The kitchen at McDonald's hours after the crime. The bloodstained paper towels were used by cabbies trying to help Jimmy Fagan; the marks on the door are fingerprinting dust. [RCMP crime scene photo.]

While Corporal Leadbetter captured the disturbing images inside the restaurant, other cameras were causing problems for investigators outside. Upon returning to the restaurant, John and Dave Trickett began a new search with Storm; the dog quickly picked up a trail at the back of the building, leading to the field behind the building and towards the highway, then veering to the left and back to a garage at the corner of the parking lot. What the officers found there was not a suspect hidden in the bushes, but a television cameraman and a newspaper photographer, who had walked down from the highway to get closer shots of the action behind the restaurant. The brothers guided the big dog away and moved farther into the field. Suddenly they froze; night had turned to day. The sight of the dog master searching the field, protected by an officer carrying a shotgun, was too much for veteran CBC cameraman Frank King to resist. King flipped on the bright light on top of his camera, illuminated the field, and began recording; the photographer, Ray Fahey of the
Cape Breton Post,
was busy taking his own shots. Within seconds, the Trickett brothers recovered from their shock and ordered King away from the crime scene—but it made for a powerful image. Within hours, the tape was picked up by CNN and broadcast around the world as reports of the multiple murder at the Sydney River McDonald's filtered out. In Newfoundland, the mother of John and Dave Trickett was among the thousands in Atlantic Canada riveted by reports of the hideous crime. She was left speechless when she turned on the television, only to see her sons wearing bulletproof vests and searching the woods in the darkness.
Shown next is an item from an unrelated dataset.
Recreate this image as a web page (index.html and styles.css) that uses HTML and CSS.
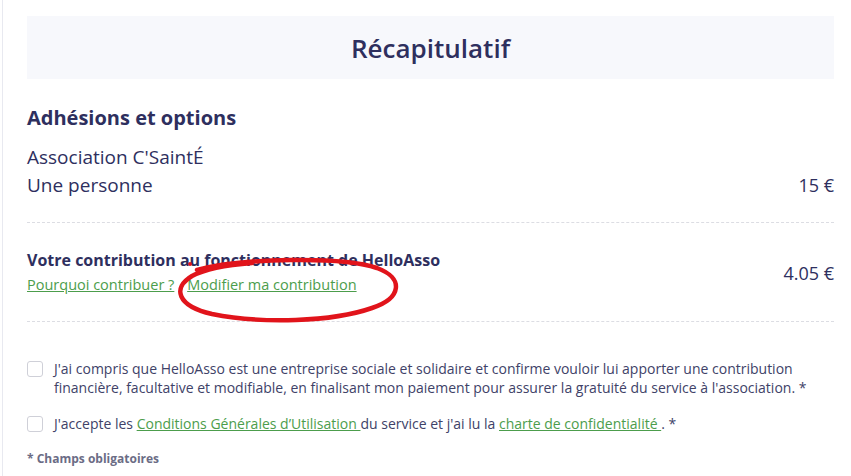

By the time the camera had captured the search behind the restaurant, Kevin Cleary was already being distracted by the media. His early transmissions on open radio to Stan Jesty, which made it clear there were several victims, were monitored in the local newsrooms in Sydney. Initial reports filled by a radio reporter had been fed to the international wire services, and a sergeant arriving on the scene informed Cleary that the detachment had already received calls from news organizations as far away as California. Reports of an unknown number of people gunned down inside a McDonald's restaurant made for the kind of news that travels fast. Cleary had more pressing things to do and could not afford the time to deal with reporters, but he knew that in a few hours, Cape Breton residents would awaken wanting to know what had happened to their community overnight. A controlled flow of information could prevent panic and might even help the investigation. He called media liaison officer Dave Roper.

Constable Roper was asleep at home when his phone rang at about 3:00 a.m. His crime-prevention and media-information duties meant that calls in the middle of the night were no longer supposed to be a part of his routine, so he and his wife were startled by the ringing. When he hung up, Roper was more than a little confused; he pulled himself out of bed and told his wife there had been a shooting at McDonald's, with several people involved, and he was needed at the scene. Roper dressed quickly and got in his car. As he drove towards Sydney River, Dave Roper began to wonder whether this was some kind of prank; or worse, whether someone was trying to get him out of the house in the middle of the night for some nefarious purpose. But his doubts evaporated as he approached Sydney River; the flashing lights up ahead were all he needed to see. It was a Louisbourg police car, guarding a roadblock that had been set up in the area where Highway 4 runs beneath the Sydney bypass and merges with Kings Road, near McDonald's.

When Roper arrived at the scene, Kevin Cleary was assigning duties to the large group of men and women who had been called out to work on the McDonald's case. Roper stood by while Corporal Brian Stoyek was asked to visit the late-night businesses and interview the workers—find out what the people behind those now-locked doors had seen. Other officers were sent to the address Derek Wood had given them, to find the potential witness. Still others secured the building and property, placing yellow plastic ribbons—
POLICE LINE: DO NOT CROSS
—around the perimeter. Because his forays with Storm were coming up empty, Corporal Trickett was sent back to the detachment for a briefing. His brother would not be so lucky: Dave Trickett was one of the officers who would be informing the families of Donna Warren and Neil Burroughs that their loved ones would not be coming home. Positive identification of the slain McDonald's employees had been provided by a badly shaken Garfield Lewis; it was an experience the restaurant owner would never forget.

Finally Dave Roper had a chance to talk with Cleary. He wanted to walk through the crime scene, but Cleary said no; enough people had already been inside, and so far no real evidence, except the footprints, had been uncovered. Cleary wanted the scene protected from further contamination. Roper was adamant; he knew the Cape Breton rumour mill would run wild, and he would be the one asked to quell the panic it would undoubtedly spawn. He knew he would not be allowed to tell reporters exactly what he saw inside, but he had to be ready to face questions from reporters who'd had calls claiming the killings were ritualistic slayings, or proposing some other wild theory. If he hesitated or did not comment because he did not know, Roper knew full well that reporters would run with a phrase like “RCMP have not ruled out—,” filling in the blank with the latest rumour. If he saw what was inside, he would be able to respond without telling reporters too much about what had happened. He finally convinced Cleary and was taken inside the restaurant.

For the few reporters who'd been called out that night—myself included—the rumour mill was already providing more information than we could ever responsibly use, but there was also relatively reliable information coming out. A curious motorist, who had stopped on the Sydney bypass when he saw police lights down at McDonald's, walked down to the building and almost entered the rear door before he was noticed by an officer and sent away. The motorist described the scene for me but did not want to appear on camera. Instead, cameraman Bruce Hennessey recorded the interview without lights—all that viewers would see was a silhouetted image of the motorist as he talked about seeing blood all over the restaurant, and at least one body. In fact, what the “eyewitness” had seen was a small patch of blood in the doorway where Jimmy Fagan had fallen. The stain seemed much larger because a taxi driver had slipped in the blood while running to help an ambulance attendant, causing the blood to spatter on the wall. Still, his description was more accurate than he knew: just out of his sight, inside the kitchen, many litres of blood had been spilled on the floor.